泉房穂「本人の幸せは本人にしか決められない」 障害がある弟の「満面の笑み」が教えてくれた
そして、父も母も通い、私も通っていた地元の小さな小学校ですが、そこに弟も一緒に通えると思って喜び合ったのも束の間、行政は「足に障害があるのならば、養護学校(今の特別支援学校)へ行ってください」と言い放ちました。
自宅のすぐ目の前に地域の小学校があるのに、電車やバスに乗って、足の悪い弟を遠くの学校に連れて行けという。さすがにうちの両親も私もブチ切れました。必死に努力し、よちよち歩きながら歩けるようになった子どもに対して、「助けましょう」ではなくて、「他人の迷惑にならんように遠くに行け」と言う行政に、私も唖然としました。

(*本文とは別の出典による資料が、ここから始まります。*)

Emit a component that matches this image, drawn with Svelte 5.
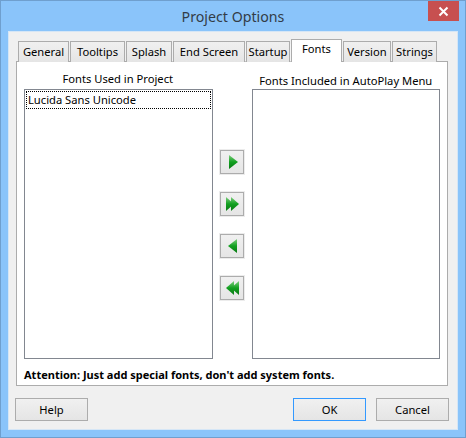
<script>
	const tabs = [
		{ name: "General", width: 51 },
		{ name: "Tooltips", width: 55 },
		{ name: "Splash", width: 46 },
		{ name: "End Screen", width: 72 },
		{ name: "Startup", width: 44 },
		{ name: "Fonts", width: 51, active: true },
		{ name: "Version", width: 48 },
		{ name: "Strings", width: 45 },
	];
	const usedFonts = ["Lucida Sans Unicode"];
	const moves = [
		{ id: "add", points: ["6,1 15,8 6,15"] },
		{ id: "add-all", points: ["3,1 11,8 3,15", "8,1 16,8 8,15"] },
		{ id: "remove", points: ["14,1 5,8 14,15"] },
		{ id: "remove-all", points: ["16,1 8,8 16,15", "11,1 3,8 11,15"] },
	];
</script>

<div class="window">
	<header class="titlebar">
		<h1>Project Options</h1>
		<button class="close" aria-label="Close">
			<svg width="11" height="11" viewBox="0 0 11 11">
				<path d="M1.5 1.5 9.5 9.5M9.5 1.5 1.5 9.5" stroke="#fff" stroke-width="2" />
			</svg>
		</button>
	</header>

	<div class="dialog">
		<div class="tabs">
			{#each tabs as tab}
				<div class="tab" class:active={tab.active} style="width: {tab.width}px">{tab.name}</div>
			{/each}
		</div>

		<section class="panel">
			<div class="columns">
				<div class="column">
					<div class="caption used">Fonts Used in Project</div>
					<ul class="listbox">
						{#each usedFonts as font}
							<li>{font}</li>
						{/each}
					</ul>
				</div>

				<div class="moves">
					{#each moves as move}
						<button class="move" aria-label={move.id}>
							<svg width="18" height="16" viewBox="0 0 18 16">
								<defs>
									<linearGradient id="green-{move.id}" x1="0" y1="0" x2="0" y2="1">
										<stop offset="0" stop-color="#7fcf7f" />
										<stop offset="0.5" stop-color="#12a020" />
										<stop offset="1" stop-color="#0a7a14" />
									</linearGradient>
								</defs>
								{#each move.points as points}
									<polygon {points} fill="url(#green-{move.id})" />
								{/each}
							</svg>
						</button>
					{/each}
				</div>

				<div class="column">
					<div class="caption included">Fonts Included in AutoPlay Menu</div>
					<div class="listbox"></div>
				</div>
			</div>
			<p class="note">Attention: Just add special fonts, don't add system fonts.</p>
		</section>

		<footer class="actions">
			<button class="btn">Help</button>
			<span class="spacer"></span>
			<button class="btn default">OK</button>
			<button class="btn">Cancel</button>
		</footer>
	</div>

	<div class="watermark">SOFTPEDIA</div>
</div>

<style>
	:global(body) {
		margin: 0;
	}
	.window {
		position: relative;
		box-sizing: border-box;
		width: 466px;
		height: 438px;
		padding: 0 7px 7px;
		background: #8ac4fa;
		border: 1px solid #6f9fce;
		font-family: "Noto Sans", "Open Sans", sans-serif;
		font-size: 11.2px;
		color: #000;
		overflow: hidden;
	}
	.titlebar {
		height: 30px;
		display: flex;
		justify-content: center;
		align-items: center;
		position: relative;
	}
	.titlebar h1 {
		margin: 0;
		font-size: 14.2px;
		font-weight: 400;
		color: #333c47;
	}
	.close {
		position: absolute;
		top: 0;
		right: -1px;
		width: 31px;
		height: 20px;
		padding: 0;
		border: 0;
		background: #c75050;
		display: flex;
		align-items: center;
		justify-content: center;
	}
	.dialog {
		height: 399px;
		box-sizing: border-box;
		padding: 8px 9px 0 7px;
		background: #f0f0f0;
		border: 1px solid #d5e6f6;
		display: flex;
		flex-direction: column;
	}
	.tabs {
		display: flex;
		height: 22px;
		align-items: flex-end;
		padding-left: 2px;
		position: relative;
		z-index: 1;
		margin-bottom: -1px;
	}
	.tab {
		box-sizing: border-box;
		height: 21px;
		margin-right: 1px;
		border: 1px solid #acacac;
		border-bottom: 0;
		background: linear-gradient(#f0f0f0, #e5e5e5);
		text-align: center;
		line-height: 19px;
		white-space: nowrap;
	}
	.tab.active {
		height: 23px;
		background: #fff;
		line-height: 17px;
		padding-bottom: 4px;
	}
	.panel {
		box-sizing: border-box;
		height: 325px;
		padding: 0 7px;
		background: #fff;
		border: 1px solid #acacac;
		display: flex;
		flex-direction: column;
	}
	.columns {
		display: flex;
		height: 297px;
	}
	.column {
		width: 189px;
		display: flex;
		flex-direction: column;
	}
	.caption {
		height: 27px;
		text-align: center;
		box-sizing: border-box;
	}
	.caption.used {
		padding-top: 9px;
		padding-right: 1px;
	}
	.caption.included {
		padding-top: 11px;
	}
	.listbox {
		flex: 1;
		margin: 0;
		padding: 1px;
		list-style: none;
		border: 1px solid #828790;
		background: #fff;
	}
	.listbox li {
		height: 18px;
		box-sizing: border-box;
		padding-left: 1px;
		line-height: 15px;
		border: 1px dotted #000;
		white-space: nowrap;
	}
	.moves {
		width: 39px;
		padding-top: 88px;
		padding-left: 7px;
		box-sizing: border-box;
		display: flex;
		flex-direction: column;
		gap: 18px;
		flex: none;
	}
	.move {
		box-sizing: border-box;
		width: 24px;
		height: 24px;
		padding: 0;
		border: 1px solid #acacac;
		outline: 1px solid #ececec;
		background: linear-gradient(#f0f0f0, #e5e5e5);
		display: flex;
		align-items: center;
		justify-content: center;
	}
	.note {
		margin: 0;
		padding-top: 8px;
		font-size: 11px;
		font-weight: 700;
		white-space: nowrap;
	}
	.actions {
		display: flex;
		gap: 10px;
		padding-top: 12px;
		margin-left: -1px;
		margin-right: -1px;
	}
	.spacer {
		flex: 1;
	}
	.btn {
		box-sizing: border-box;
		width: 73px;
		height: 23px;
		padding: 0;
		border: 1px solid #acacac;
		background: linear-gradient(#f0f0f0, #e5e5e5);
		font: inherit;
		color: #000;
	}
	.btn.default {
		border-color: #3399ff;
	}
	.watermark {
		position: absolute;
		left: 135px;
		top: 32px;
		font-size: 32px;
		font-weight: 700;
		letter-spacing: 1px;
		color: rgba(255, 255, 255, 0.35);
		pointer-events: none;
		white-space: nowrap;
	}
</style>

「そんなもん、行かせられるわけないやないか!」と、家族で粘り強く嘆願、交渉し、ようやく弟も、私と同じ近所の小学校に入学することが認められましたが、2つの条件をつけられました。
1つは、送り迎えは必ず家族がすること。そして2つ目は、たとえ何があっても行政を訴えたりしないこと。この条件を受け入れると一筆書くことで、弟はようやく私と一緒の小学校への入学を認められたのです。

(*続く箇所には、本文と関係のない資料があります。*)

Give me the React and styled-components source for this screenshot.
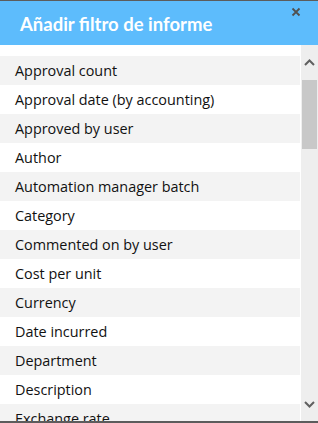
import React from "react";
import styled, { createGlobalStyle } from "styled-components";

const Global = createGlobalStyle`
  html, body { margin: 0; padding: 0; background: #5c5c5c; }
  body { width: 318px; height: 423px; overflow: hidden; }
`;

const Dialog = styled.div`
  margin-top: 1px;
  width: 318px;
  height: 420px;
  background: #ffffff;
  display: flex;
  flex-direction: column;
  overflow: hidden;
  position: relative;
`;

const Header = styled.div`
  height: 44px;
  background: #5dbcfc;
  display: flex;
  align-items: center;
  padding-left: 20px;
  flex-shrink: 0;
`;

const Title = styled.h1`
  margin: 0;
  margin-top: 1px;
  font-family: "Lato", "Open Sans", sans-serif;
  font-weight: 700;
  font-size: 18.5px;
  color: #ffffff;
  letter-spacing: 0;
`;

const Close = styled.button`
  position: absolute;
  top: 4px;
  right: 15px;
  width: 14px;
  height: 14px;
  padding: 0;
  border: 0;
  background: transparent;
  display: flex;
  align-items: center;
  justify-content: center;
`;

const Body = styled.div`
  flex: 1;
  display: flex;
  min-height: 0;
`;

const List = styled.div`
  flex: 1;
  padding-top: 11px;
  margin-right: 1px;
  overflow: hidden;
`;

const Row = styled.div`
  height: 29px;
  display: flex;
  align-items: center;
  padding-left: 15px;
  background: ${(p) => (p.$alt ? "#f3f3f3" : "#ffffff")};
  font-family: "Open Sans", "Noto Sans", sans-serif;
  font-size: 14.4px;
  color: #111111;
  white-space: nowrap;
`;

const Scrollbar = styled.div`
  width: 17px;
  background: #eeeeee;
  display: flex;
  flex-direction: column;
  align-items: center;
  flex-shrink: 0;
`;

const ArrowBtn = styled.div`
  height: ${(p) => p.$h}px;
  width: 17px;
  display: flex;
  align-items: ${(p) => p.$align};
  justify-content: center;
  flex-shrink: 0;
`;

const Track = styled.div`
  flex: 1;
  width: 17px;
  display: flex;
  flex-direction: column;
  align-items: center;
`;

const Thumb = styled.div`
  width: 15px;
  height: 69px;
  background: #c8c8c8;
`;

const items = [
  "Approval count",
  "Approval date (by accounting)",
  "Approved by user",
  "Author",
  "Automation manager batch",
  "Category",
  "Commented on by user",
  "Cost per unit",
  "Currency",
  "Date incurred",
  "Department",
  "Description",
  "Exchange rate",
];

const Chevron = ({ up }) => (
  <svg width="11" height="7" viewBox="0 0 11 7">
    <path
      d={up ? "M1 6 L5.5 1.5 L10 6" : "M1 1 L5.5 5.5 L10 1"}
      fill="none"
      stroke="#606060"
      strokeWidth="2"
    />
  </svg>
);

export default function App() {
  return (
    <>
      <Global />
      <Dialog>
        <Header>
          <Title>Añadir filtro de informe</Title>
        </Header>
        <Close aria-label="close">
          <svg width="10" height="10" viewBox="0 0 10 10">
            <path d="M1.5 1.5 L8.5 8.5 M8.5 1.5 L1.5 8.5" stroke="#505050" strokeWidth="1.8" />
          </svg>
        </Close>
        <Body>
          <List>
            {items.map((t, i) => (
              <Row key={t} $alt={i % 2 === 0}>
                {t}
              </Row>
            ))}
          </List>
          <Scrollbar>
            <ArrowBtn $h={35} $align="center">
              <Chevron up />
            </ArrowBtn>
            <Track>
              <Thumb />
            </Track>
            <ArrowBtn $h={34} $align="center">
              <Chevron />
            </ArrowBtn>
          </Scrollbar>
        </Body>
      </Dialog>
    </>
  );
}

弟の通学には、家族が毎日送り迎えすること、という条件がつけられましたが、うちは貧乏漁師の家です。父も母も朝の2時半には家を出て漁に行かなければなりません。弟が小学校に入学した年、私は5年生でしたが、弟に付き添って登校するのは私の役目になりました。
学校の人も近所の人も、みんな人柄はいいのだが
私は、弟の教科書をすべて自分のランドセルに押し込み、弟には空っぽのランドセルを背負わせて、周囲の冷たい目を感じながら登校していました。誰も手助けしてくれる人はいません。
正門をくぐった右手にトイレがありましたから、毎朝、弟と2人で「大」の用を足すほうの個室に入って、弟のランドセルに教科書を全部入れ直して、弟を教室まで連れて行き「闘ってこい、頑張れ」と声をかけて送り出しました。毎日戦場に赴くような気持ちでした。なんでこんなに周囲は冷たいんやと、悔しい気持ちでいっぱいでした。
学校の人も近所の人も、みんな人柄はいいのです。みんないい人たちなのです。
ところが、社会全体となると非常に冷たい。ものすごく冷たく高い壁となって、私たち家族の前に立ちはだかっている。これはなんでなんや、と子ども心に思いました。なんで弟や家族はこんな理不尽な思いをせなあかんねん、これほど頑張っても報われないなんて、何かおかしいんやないか、と。